La pluralité des femmes était un grand obstacle pour les mandarins ; mais la grâce le surmonta ; et plusieurs de ces puissants du siècle s’étant une fois soumis au joug de l’Évangile, en devinrent les prédicateurs ; et par leur zèle à étendre la foi, remplirent les fonctions des plus fervents missionnaires.

Le père Ricci avait établi que les catéchumènes, avant que de recevoir le baptême, feraient une protestation publique, qui contiendrait et la détestation de leur vie passée, et la sincérité avec laquelle ils embrassaient la foi : ils devaient composer eux-mêmes cette protestation, afin qu’on pût moins douter de leurs véritables sentiments. On peut juger de la manière, dont elle avait coutume de se faire, par celle d’un célèbre mandarin nommé Li, qui était fort attaché aux superstitions païennes : toutes les autres étaient à peu près semblables. Voici comme ce mandarin s’explique.

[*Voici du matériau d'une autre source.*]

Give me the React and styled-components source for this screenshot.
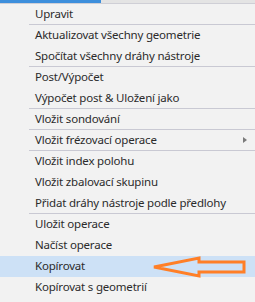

« Li, disciple de la Loi chrétienne, de tout mon cœur, et avec toute sincérité, je veux embrasser la foi de Jésus-Christ. Autant que je le puis, je lève les yeux vers le seigneur du ciel, et le conjure de vouloir prêter l’oreille à mes paroles. Je proteste qu’étant dans cette royale ville de Peking, je n’avais jamais ouï parler de la sainte foi que j’embrasse, ni vu aucun de ceux qui la prêchent ; d’où il est arrivé que très longtemps j’ai vécu dans l’erreur et dans les ténèbres, et que toutes les actions de ma vie n’ont été que des égarements d’un homme aveugle et hors de soi.